The aim of the thermal calculation is to determine the main technical data of heat exchange equipment, i.e. thermal load, heat transfer medium flows, average temperature difference of the heat transfer media, heat transfer coefficient. These parameters are calculated based on the heat balance equation.

Below is an example of a general calculation of heat exchange equipment.

In heat exchangers, heat energy is transferred from one process stream (heating medium) to another, resulting in the heating or cooling.

Q = Q_{г} = Q_{х}

Q – quantity of heat transferred or received by the heat transfer medium [W],

Wherefrom:

Q_{г} = G_{г}c_{г}·(t_{гн} – t_{гк}) и Q_{х} = G_{х}c_{х}·(t_{хк} – t_{хн})

Where

G_{г}_{,}_{х} – hot and cold heat transfer medium flow rates [kg/h];

с_{г}_{,}_{х} – heat capacity of hot and cold heat transfer media [J/kg·deg];

t_{г}_{,}_{х н} – initial temperature of hot and cold heat transfer media [°C];

t_{г}_{,}_{х к} – final temperature of hot and cold heat transfer media [°C];

It should be taken into account that the amount of transmitted/ received heat depends on the aggregate state of the heat transfer media. If, in the course of heat exchange process, it does not change, then the above mentioned formula is used for calculation.

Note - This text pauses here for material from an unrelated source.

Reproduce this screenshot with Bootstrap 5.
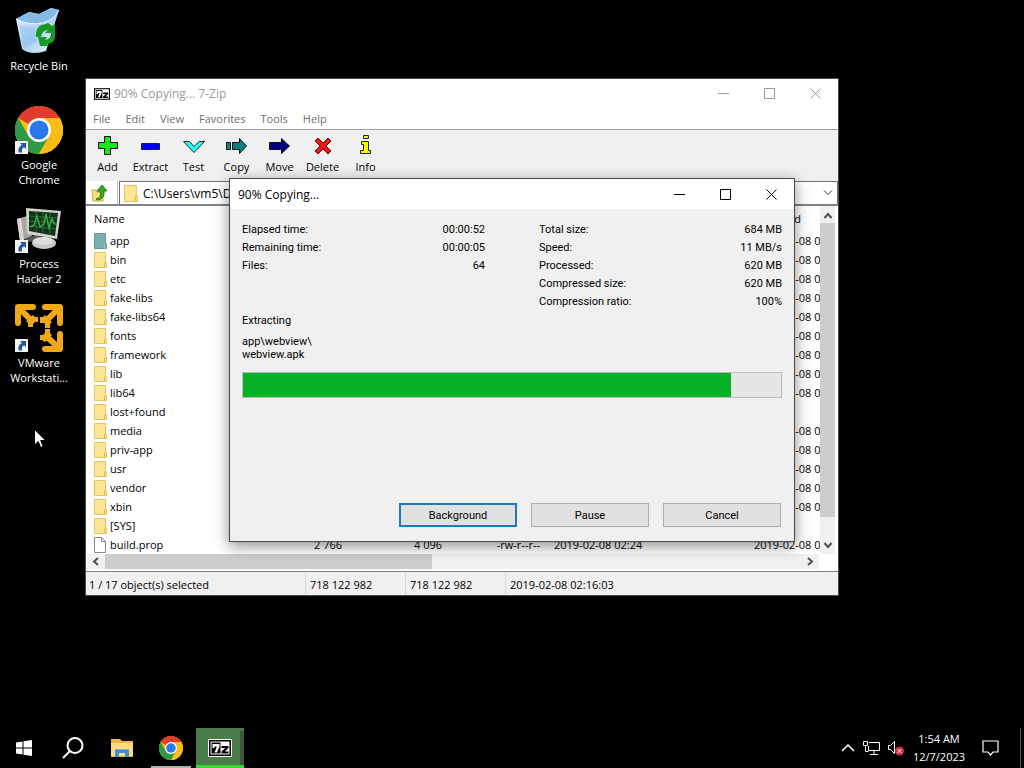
<!DOCTYPE html>
<html lang="en">
<head>
    <meta charset="UTF-8">
    <meta name="viewport" content="width=device-width, initial-scale=1.0">
    <title>90% Copying... 7-Zip</title>

    <!-- Bootstrap CDN -->
    <link href="https://cdn.jsdelivr.net/npm/bootstrap@5.3.0/dist/css/bootstrap.min.css" rel="stylesheet">

    <style>
        body {
            font-family: "Open Sans", "Noto Sans", sans-serif;
            font-size: 11px;
            line-height: 15px;
            background: #000;
            color: #000;
        }

        button, input {
            font: inherit;
            color: inherit;
        }

        .plain {
            border: 0;
            padding: 0;
            background: none;
        }

        svg {
            display: block;
            flex: none;
        }

        /* Desktop shortcuts */
        .shortcuts {
            width: 78px;
            padding-top: 7px;
        }

        .shortcut {
            min-height: 99px;
            gap: 3px;
            color: #fff;
            text-align: center;
            text-decoration: none;
        }

        /* Windows */
        .win {
            position: absolute;
            border: 1px solid #4a4a4a;
            background: #f0f0f0;
        }

        .manager {
            left: 85px;
            top: 78px;
            width: 754px;
        }

        .progress-dialog {
            left: 229px;
            top: 178px;
            width: 566px;
            box-shadow: 0 4px 14px rgba(0, 0, 0, .45);
        }

        .titlebar {
            height: 29px;
            padding-left: 8px;
            background: #fff;
            font-size: 12px;
        }

        .progress-dialog .titlebar {
            height: 30px;
        }

        .manager .titlebar {
            color: #999;
        }

        .caption-btn {
            width: 46px;
            height: 28px;
        }

        .menus {
            height: 21px;
            gap: 15px;
            padding-left: 7px;
            background: #fff;
            color: #6d6d6d;
        }

        .tools {
            height: 52px;
            padding-top: 5px;
            border-top: 1px solid #a0a0a0;
        }

        .tool {
            width: 43px;
            gap: 2px;
        }

        /* Address bar */
        .address {
            height: 25px;
            background: #fff;
            border-bottom: 2px solid #828282;
        }

        .up-btn {
            width: 32px;
            padding-left: 5px;
            margin-right: 1px;
            border-right: 1px solid #c8c8c8;
        }

        .path-box {
            border: 1px solid #707070;
            border-bottom: 0;
            padding: 0 4px;
            gap: 5px;
        }

        .path-box input {
            border: 0;
            padding: 0;
            background: none;
            outline: 0;
            font-size: 12px;
        }

        /* File list */
        .listing {
            background: #fff;
            padding: 0 3px 2px 1px;
        }

        .files {
            table-layout: fixed;
            width: 800px;
            white-space: nowrap;
        }

        .files th {
            height: 25px;
            padding: 0 7px;
            font-weight: 400;
        }

        .files td {
            height: 19px;
            padding: 0 7px;
        }

        .col-name { width: 156px; }
        .col-size { width: 106px; }
        .col-packed { width: 100px; }
        .col-mode { width: 98px; }
        .col-modified { width: 200px; }

        .name-cell {
            gap: 3px;
        }

        .vbar {
            width: 15px;
            background: #f0f0f0;
        }

        .vbar .thumb {
            height: 294px;
            background: #cdcdcd;
        }

        .hbar {
            height: 15px;
            background: #f0f0f0;
        }

        .hbar .thumb {
            width: 327px;
            background: #cdcdcd;
        }

        .scroll-btn {
            width: 18px;
            height: 17px;
        }

        .hbar .scroll-btn {
            height: 15px;
        }

        .statusbar {
            height: 24px;
            line-height: 25px;
            border-top: 1px solid #828282;
        }

        .statusbar div {
            width: 100px;
            padding: 0 4px;
            border-left: 1px solid #d9d9d9;
        }

        .statusbar .selected {
            width: 219px;
            padding-left: 3px;
            border: 0;
        }

        /* Copy dialog */
        .dialog-body {
            font-family: Roboto, "Liberation Sans", sans-serif;
            padding: 12px 12px 14px;
        }

        .stats {
            column-gap: 54px;
            line-height: 18px;
            min-height: 93px;
        }

        .current-file {
            line-height: 13px;
            min-height: 58px;
        }

        .copy-progress {
            height: 26px;
            border: 1px solid #bcbcbc;
            border-radius: 0;
            background: #e6e6e6;
        }

        .copy-progress .progress-bar {
            background: #06b025;
        }

        .actions {
            gap: 14px;
            margin-top: 105px;
            padding-right: 1px;
        }

        .actions button {
            width: 118px;
            height: 24px;
            border: 1px solid #adadad;
            background: #e1e1e1;
        }

        .actions .default-btn {
            border: 2px solid #1f7ab8;
        }

        /* Taskbar */
        .taskbar {
            height: 40px;
            color: #fff;
        }

        .tasks {
            gap: 1px;
        }

        .task {
            width: 48px;
            height: 40px;
            border-bottom: 3px solid transparent;
            border-top: 3px solid transparent;
        }

        .task-open {
            background: linear-gradient(#b0b0b0, #b0b0b0) bottom / 40px 2px no-repeat border-box;
        }

        .task-active {
            border-top-color: #4a7d4a;
            border-bottom-color: #35d82c;
            background: linear-gradient(90deg, #4a7d4a 44px, #3b563b 44px);
        }

        .tray {
            gap: 8px;
        }

        .clock {
            width: 54px;
            line-height: 18px;
            white-space: nowrap;
        }

        .notices {
            width: 50px;
        }

        .show-desktop {
            width: 4px;
            margin-left: 4px;
            border-left: 1px solid #555;
        }

        .pointer {
            position: absolute;
            left: 34px;
            top: 429px;
        }
    </style>
</head>
<body class="d-flex flex-column vh-100 overflow-hidden">

    <!-- Shared icons -->
    <svg width="0" height="0" class="position-absolute" aria-hidden="true">
        <symbol id="i-chrome" viewBox="0 0 48 48">
            <circle cx="24" cy="24" r="24" fill="#fbbc16"/>
            <path d="M24 24 3.2 12A24 24 0 0 1 44.8 12Z" fill="#e33b2e"/>
            <path d="M3.2 12A24 24 0 0 0 24 48L34.4 30 24 24 13.6 30Z" fill="#2e9a45"/>
            <path d="M24 12H44.8A24 24 0 0 1 24 48L34.4 30Z" fill="#fbbc16"/>
            <circle cx="24" cy="24" r="12" fill="#fff"/>
            <circle cx="24" cy="24" r="9.500" fill="#2979ea"/>
        </symbol>
        <symbol id="i-link" viewBox="0 0 13 13">
            <path d="M0 0h13v13H0z" fill="#f4f4f4"/>
            <path d="M5 2h6v6L9 6.300C7 7.500 6.500 9 7 11.500H4C2.500 8.500 4 5.500 6.800 4Z" fill="#28599b"/>
        </symbol>
        <symbol id="i-folder" viewBox="0 0 13 16">
            <path d="M.5.5h11v10h1v5H.5z" fill="#fde596" stroke="#e6c45c"/>
            <path d="M10.500 15.500v-4.500h1" fill="none" stroke="#dfb84a"/>
        </symbol>
        <symbol id="i-folder-sel" viewBox="0 0 13 16">
            <path d="M.5.5h11v10h1v5H.5z" fill="#7baeb1" stroke="#659a9c"/>
            <path d="M10.500 15.500v-4.500h1" fill="none" stroke="#b8bd78"/>
        </symbol>
        <symbol id="i-file" viewBox="0 0 13 16">
            <path d="M.5.5h7l4 4v11H.5z" fill="#fff" stroke="#868686"/>
            <path d="M7.500.5v4h4" fill="none" stroke="#868686"/>
        </symbol>
        <symbol id="i-7z" viewBox="0 0 22 16">
            <path d="M0 0h22v16H0z"/>
            <path d="M1.500 1.500h19v13h-19z" fill="#fff"/>
            <path d="M2.500 2.500h9v11h-9z"/>
            <path d="M3.500 4h7v2.500L8 12.500H5.500l2.300-6H5.500V8h-2z" fill="#fff"/>
            <path d="M12.500 6h7v2l-3.700 3.500h3.700v2h-7v-2L16.200 8h-3.700z"/>
        </symbol>
        <symbol id="i-min" viewBox="0 0 11 11"><path d="M0 5.500h11" stroke="currentColor"/></symbol>
        <symbol id="i-max" viewBox="0 0 11 11"><path d="M.5.5h10v10H.5z" fill="none" stroke="currentColor"/></symbol>
        <symbol id="i-close" viewBox="0 0 11 11"><path d="m.5.5 10 10m0-10-10 10" stroke="currentColor"/></symbol>
    </svg>

    <main class="flex-grow-1 position-relative">
        <nav class="shortcuts d-flex flex-column">
            <a href="#" class="shortcut d-flex flex-column align-items-center">
                <svg width="48" height="48" viewBox="0 0 48 48">
                    <defs>
                        <linearGradient id="bin" x1="0" y1="0" x2="1" y2="1">
                            <stop offset="0" stop-color="#e4f2fc"/>
                            <stop offset=".5" stop-color="#a9d0ef"/>
                            <stop offset="1" stop-color="#eef6fc"/>
                        </linearGradient>
                    </defs>
                    <path d="M1 12 7 42q9 7 24 2L44 3 36 1 24 7 14 5Z" fill="url(#bin)"/>
                    <path d="m1 12 13-7 10 2 12-6 8 2q-4 9-16 13-14 3-27-4Z" fill="#86bae6"/>
                    <path d="M1 12q13 7 27 4Q40 12 44 3" fill="none" stroke="#f0f8ff"/>
                    <path d="m5 19 4 22 13-6-3-14Z" fill="#8fbfec" opacity=".5"/>
                    <path d="M21 30q-1-12 10-13l2-1 4 3 3-2v9h-10l3-3q-6 0-7 7ZM37 26h3q1 11-8 11l2 2h-9l-2-9h9l-2 3q6-1 7-7Z" fill="#159a22"/>
                </svg>
                <span>Recycle Bin</span>
            </a>
            <a href="#" class="shortcut d-flex flex-column align-items-center">
                <svg width="48" height="48" viewBox="0 0 48 48">
                    <use href="#i-chrome"/>
                    <use href="#i-link" y="35" width="13" height="13"/>
                </svg>
                <span>Google<br>Chrome</span>
            </a>
            <a href="#" class="shortcut d-flex flex-column align-items-center">
                <svg width="48" height="48" viewBox="0 0 48 48">
                    <path d="m2 14 10-3 5 20-12 5Z" fill="#a8a8a4"/>
                    <path d="m2 14 3 22 4-1-3-22Z" fill="#d8d8d4"/>
                    <path d="m9 34 14-5 3 6-12 2Z" fill="#555"/>
                    <ellipse cx="29" cy="38" rx="12" ry="6" fill="#c9c9c5"/>
                    <ellipse cx="28" cy="36" rx="10" ry="4" fill="#deded9"/>
                    <path d="m11 3 35 3-4 28-30-5Z" fill="#d2d2ce"/>
                    <path d="m14 6 29 2-3 23-26-5Z" fill="#13341a"/>
                    <path d="m14 11 28 2m-28 3 28 2m-28 3 27 3M21 7v20m7-20v22m7-21v22" stroke="#2c6a35"/>
                    <path d="m15 22 4-2 3-9 3 11 4-3 2-10 3 14 3-9 3 6" fill="none" stroke="#3aa64c" stroke-width="1.500"/>
                    <use href="#i-link" y="35" width="13" height="13"/>
                </svg>
                <span>Process<br>Hacker 2</span>
            </a>
            <a href="#" class="shortcut d-flex flex-column align-items-center">
                <svg width="48" height="48" viewBox="0 0 48 48">
                    <g fill="none" stroke="#f0a818" stroke-width="6" stroke-linecap="round" stroke-linejoin="round">
                        <path d="M3 19V3h15M4 4l13 13"/>
                        <path d="M45 19V3H30M44 4 31 17"/>
                        <path d="M45 30v15H30M44 44 31 32"/>
                    </g>
                    <g fill="#f0a818">
                        <path d="m18 11 2 2h3v5h-5v5h-5v-4l-2-2Z"/>
                        <path d="m30 11 7 7-2 2v4h-5v-5h-5v-6h3Z"/>
                        <path d="m37 31-7 7-3-2h-2v-5h5v-6h5v4Z"/>
                    </g>
                    <use href="#i-link" y="35" width="13" height="13"/>
                </svg>
                <span>VMware<br>Workstati...</span>
            </a>
        </nav>

        <!-- File manager -->
        <section class="win manager">
            <div class="titlebar d-flex align-items-center">
                <svg width="16" height="12" class="me-1"><use href="#i-7z"/></svg>
                <span class="flex-grow-1">90% Copying... 7-Zip</span>
                <button class="plain caption-btn d-flex align-items-center justify-content-center" aria-label="Minimize"><svg width="11" height="11"><use href="#i-min"/></svg></button>
                <button class="plain caption-btn d-flex align-items-center justify-content-center" aria-label="Maximize"><svg width="11" height="11"><use href="#i-max"/></svg></button>
                <button class="plain caption-btn d-flex align-items-center justify-content-center" aria-label="Close"><svg width="11" height="11"><use href="#i-close"/></svg></button>
            </div>
            <div class="menus d-flex align-items-center">
                <button class="plain">File</button>
                <button class="plain">Edit</button>
                <button class="plain">View</button>
                <button class="plain">Favorites</button>
                <button class="plain">Tools</button>
                <button class="plain">Help</button>
            </div>
            <div class="tools d-flex align-items-start">
                <button class="plain tool d-flex flex-column align-items-center">
                    <svg width="22" height="22"><path d="M7.500 1.500h6v6h7v6h-7v6h-6v-6h-6v-6h6z" fill="#17e617" stroke="#111"/></svg>
                    Add
                </button>
                <button class="plain tool d-flex flex-column align-items-center">
                    <svg width="22" height="22"><path d="M1.500 8.500h18v6h-18z" fill="#0000f0" stroke="#222"/></svg>
                    Extract
                </button>
                <button class="plain tool d-flex flex-column align-items-center">
                    <svg width="22" height="22"><path d="M.5 6.500h6l4.500 5 5-5h5.500L11 17.500z" fill="#2ff" stroke="#222"/></svg>
                    Test
                </button>
                <button class="plain tool d-flex flex-column align-items-center">
                    <svg width="22" height="22"><path d="M.5 7.500h4v7h-4zM6.500 7.500h7v-4l7 7.500-7 7.500v-4h-7z" fill="#088080" stroke="#111"/></svg>
                    Copy
                </button>
                <button class="plain tool d-flex flex-column align-items-center">
                    <svg width="22" height="22"><path d="M.5 7.500h12v-4l8 7.500-8 7.500v-4h-12z" fill="#000080" stroke="#111"/></svg>
                    Move
                </button>
                <button class="plain tool d-flex flex-column align-items-center">
                    <svg width="22" height="22"><path d="m3 6 3-3 5 5 5-5 3 3-5 5 5 5-3 3-5-5-5 5-3-3 5-5z" fill="#f01414" stroke="#511"/></svg>
                    Delete
                </button>
                <button class="plain tool d-flex flex-column align-items-center">
                    <svg width="22" height="22"><path d="M8.500.5h5v3h-5zM6.500 6.500h7v9h2v3h-10v-3h3v-6h-2z" fill="#f6f600" stroke="#222"/></svg>
                    Info
                </button>
            </div>
            <div class="address d-flex">
                <button class="plain up-btn" aria-label="Up">
                    <svg width="17" height="18" viewBox="0 0 17 18">
                        <path d="M1 6h4l1 2h6v9H2z" fill="#f8dd7c" stroke="#ccab42"/>
                        <path d="M5 15q6-1 4-8H6l5-6 5 6h-3q1 8-6 9Z" fill="#35ab24" stroke="#247d18"/>
                    </svg>
                </button>
                <div class="path-box d-flex flex-grow-1 align-items-center">
                    <svg width="14" height="17"><use href="#i-folder"/></svg>
                    <input type="text" class="flex-grow-1" value="C:\Users\vm5\Desktop\" aria-label="Path">
                    <button class="plain" aria-label="Show folders"><svg width="10" height="6"><path d="m1 .5 4 4 4-4" fill="none" stroke="#333"/></svg></button>
                </div>
            </div>
            <div class="listing">
                <div class="d-flex">
                    <div class="flex-grow-1 overflow-hidden">
                        <table class="files">
                            <thead>
                                <tr>
                                    <th class="col-name">Name</th>
                                    <th class="col-size"></th>
                                    <th class="col-packed"></th>
                                    <th class="col-mode"></th>
                                    <th class="col-modified"></th>
                                    <th>Accessed</th>
                                </tr>
                            </thead>
                            <tbody id="fileRows"></tbody>
                        </table>
                    </div>
                    <div class="vbar d-flex flex-column flex-shrink-0">
                        <svg class="scroll-btn align-self-center" viewBox="0 0 18 17"><path d="m5.500 12 3.500-4 3.500 4" fill="none" stroke="#505050" stroke-width="2"/></svg>
                        <div class="thumb"></div>
                        <svg class="scroll-btn align-self-center mt-auto" viewBox="0 0 18 17"><path d="m5.500 6 3.500 4 3.500-4" fill="none" stroke="#505050" stroke-width="2"/></svg>
                    </div>
                </div>
                <div class="hbar d-flex me-3">
                    <svg class="scroll-btn" viewBox="0 0 18 15"><path d="m11 4-4 3.500 4 3.500" fill="none" stroke="#505050" stroke-width="2"/></svg>
                    <div class="thumb"></div>
                    <svg class="scroll-btn ms-auto" viewBox="0 0 18 15"><path d="m7 4 4 3.500-4 3.500" fill="none" stroke="#505050" stroke-width="2"/></svg>
                </div>
            </div>
            <div class="statusbar d-flex">
                <div class="selected">1 / 17 object(s) selected</div>
                <div>718 122 982</div>
                <div>718 122 982</div>
                <div class="flex-grow-1">2019-02-08 02:16:03</div>
            </div>
        </section>

        <!-- Copy progress -->
        <section class="win progress-dialog" role="dialog" aria-label="90% Copying...">
            <div class="titlebar d-flex align-items-center">
                <span class="flex-grow-1">90% Copying...</span>
                <button class="plain caption-btn d-flex align-items-center justify-content-center" aria-label="Minimize"><svg width="11" height="11"><use href="#i-min"/></svg></button>
                <button class="plain caption-btn d-flex align-items-center justify-content-center" aria-label="Maximize"><svg width="11" height="11"><use href="#i-max"/></svg></button>
                <button class="plain caption-btn d-flex align-items-center justify-content-center" aria-label="Close"><svg width="11" height="11"><use href="#i-close"/></svg></button>
            </div>
            <div class="dialog-body">
                <div class="stats d-flex">
                    <div class="flex-fill w-50">
                        <div class="d-flex justify-content-between"><span>Elapsed time:</span><span>00:00:52</span></div>
                        <div class="d-flex justify-content-between"><span>Remaining time:</span><span>00:00:05</span></div>
                        <div class="d-flex justify-content-between"><span>Files:</span><span>64</span></div>
                    </div>
                    <div class="flex-fill w-50">
                        <div class="d-flex justify-content-between"><span>Total size:</span><span>684 MB</span></div>
                        <div class="d-flex justify-content-between"><span>Speed:</span><span>11 MB/s</span></div>
                        <div class="d-flex justify-content-between"><span>Processed:</span><span>620 MB</span></div>
                        <div class="d-flex justify-content-between"><span>Compressed size:</span><span>620 MB</span></div>
                        <div class="d-flex justify-content-between"><span>Compression ratio:</span><span>100%</span></div>
                    </div>
                </div>
                <div class="current-file">
                    <div class="mb-2">Extracting</div>
                    <div>app\webview\<br>webview.apk</div>
                </div>
                <div class="progress copy-progress" role="progressbar" aria-label="Copying" aria-valuenow="620" aria-valuemin="0" aria-valuemax="684">
                    <div class="progress-bar" id="copyBar"></div>
                </div>
                <div class="actions d-flex justify-content-end">
                    <button class="default-btn p-0">Background</button>
                    <button class="p-0">Pause</button>
                    <button class="p-0">Cancel</button>
                </div>
            </div>
        </section>

        <svg class="pointer" width="12" height="19" viewBox="0 0 12 19">
            <path d="M.5.5v15.500l3.700-3.500 2.500 6 2.500-1-2.500-6h5z" fill="#fff" stroke="#000"/>
        </svg>
    </main>

    <footer class="taskbar d-flex justify-content-between flex-shrink-0">
        <div class="tasks d-flex">
            <button class="plain task d-flex align-items-center justify-content-center" aria-label="Start">
                <svg width="16" height="16"><path d="M0 2.500 6.500 1.500V7.500H0ZM7.500 1.300 16 0V7.500H7.500ZM0 8.500H6.500V14.500L0 13.500ZM7.500 8.500H16V16L7.500 14.700Z" fill="#fff"/></svg>
            </button>
            <button class="plain task d-flex align-items-center justify-content-center" aria-label="Search">
                <svg width="22" height="22"><circle cx="13" cy="8.500" r="7.500" fill="none" stroke="#fff" stroke-width="2"/><path d="m8 14-7 7" stroke="#fff" stroke-width="2"/></svg>
            </button>
            <button class="plain task d-flex align-items-center justify-content-center" aria-label="File Explorer">
                <svg width="22" height="20"><path d="M0 1h9l2 2h11v16H0z" fill="#e9b94c"/><path d="M0 5h22v13H0z" fill="#fddc80"/><path d="M4 19v-8h14v8h-4v-4H8v4z" fill="#4091c9"/><path d="M4 11h14v1H4z" fill="#73b5df"/></svg>
            </button>
            <button class="plain task task-open d-flex align-items-center justify-content-center" aria-label="Google Chrome">
                <svg width="24" height="24"><use href="#i-chrome"/></svg>
            </button>
            <button class="plain task task-active d-flex align-items-center justify-content-center" aria-label="7-Zip">
                <svg width="24" height="18"><path d="M0 0h24v18H0z" fill="#fff"/><use href="#i-7z" x="1" y="1" width="22" height="16"/></svg>
            </button>
        </div>
        <div class="tray d-flex align-items-center">
            <button class="plain" aria-label="Show hidden icons"><svg width="14" height="8"><path d="m1 7 6-6 6 6" fill="none" stroke="#fff" stroke-width="1.500"/></svg></button>
            <button class="plain" aria-label="Network"><svg width="17" height="14"><path d="M6 1.500h10.500v8h-11V5M11 9.500v4M7 13.500h8M.5.5h4v4h-4zM2.500 4.500v6h3" fill="none" stroke="#fff"/></svg></button>
            <button class="plain" aria-label="Volume"><svg width="16" height="16"><path d="M.5 5.500h2l4-4v12l-4-4h-2z" fill="none" stroke="#fff"/><circle cx="11.500" cy="11" r="4.500" fill="#c8323f"/><path d="m9.500 9 4 4m0-4-4 4" stroke="#fff"/></svg></button>
            <div class="d-flex align-self-stretch">
                <button class="plain clock">1:54 AM<br>12/7/2023</button>
                <button class="plain notices d-flex align-items-center" aria-label="Notifications"><svg width="18" height="16" class="mx-auto"><path d="M1 1h15v11h-5l-2.500 3L6 12H1z" fill="none" stroke="#fff" stroke-width="1.200"/></svg></button>
                <div class="show-desktop"></div>
            </div>
        </div>
    </footer>

    <!-- Bootstrap JS -->
    <script src="https://cdn.jsdelivr.net/npm/bootstrap@5.3.0/dist/js/bootstrap.bundle.min.js"></script>

    <script>
        var date = "2019-02-08 02:24";
        var files = [
            { name: "app", icon: "folder-sel", accessed: date },
            { name: "bin", accessed: date },
            { name: "etc", accessed: date },
            { name: "fake-libs", accessed: date },
            { name: "fake-libs64", accessed: date },
            { name: "fonts", accessed: date },
            { name: "framework", accessed: date },
            { name: "lib", accessed: date },
            { name: "lib64", accessed: date },
            { name: "lost+found" },
            { name: "media", accessed: date },
            { name: "priv-app", accessed: date },
            { name: "usr", accessed: date },
            { name: "vendor", accessed: date },
            { name: "xbin", accessed: date },
            { name: "[SYS]" },
            { name: "build.prop", icon: "file", size: "2 766", packed: "4 096", mode: "-rw-r--r--", modified: date, accessed: date }
        ];

        document.getElementById("fileRows").innerHTML = files.map(function(f) {
            return `<tr>
                <td><div class="name-cell d-flex align-items-center"><svg width="13" height="16"><use href="#i-${f.icon || "folder"}"/></svg>${f.name}</div></td>
                <td class="text-end">${f.size || ""}</td>
                <td class="text-end">${f.packed || ""}</td>
                <td class="text-end">${f.mode || ""}</td>
                <td>${f.modified || ""}</td>
                <td>${f.accessed || ""}</td>
            </tr>`;
        }).join("");

        // Width follows processed / total megabytes
        var bar = document.getElementById("copyBar");
        var progress = bar.parentElement;
        bar.style.width = progress.getAttribute("aria-valuenow") / progress.getAttribute("aria-valuemax") * 100 + "%";
    </script>
</body>
</html>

If one (or both) heat transfer medium changes its aggregate state (steam heating), the following formula is used to calculate the amount of transmitted or received heat:

Q = Gc_{п}·(t_{п} – t_{нас})+ Gr + Gc_{к}·(t_{нас} – t_{к})

Where

r – heat of condensation [J/kg];

с_{п}_{,}_{к} – specific heat capacities of steam and condensate [J/kg·deg];

t_{к} – condensate temperature at the unit outlet [°C].

If condensate does not cool, the first and third terms are excluded from the right side of the equation, and then it takes the following form:

Q_{гор} = Q_{конд} = Gr

The flow of the heat transfer media can be determined as follows:

G_{гор} = Q/c_{гор}(t_{гн} – t_{гк}) или G_{хол} = Q/c_{хол}(t_{хк} – t_{хн})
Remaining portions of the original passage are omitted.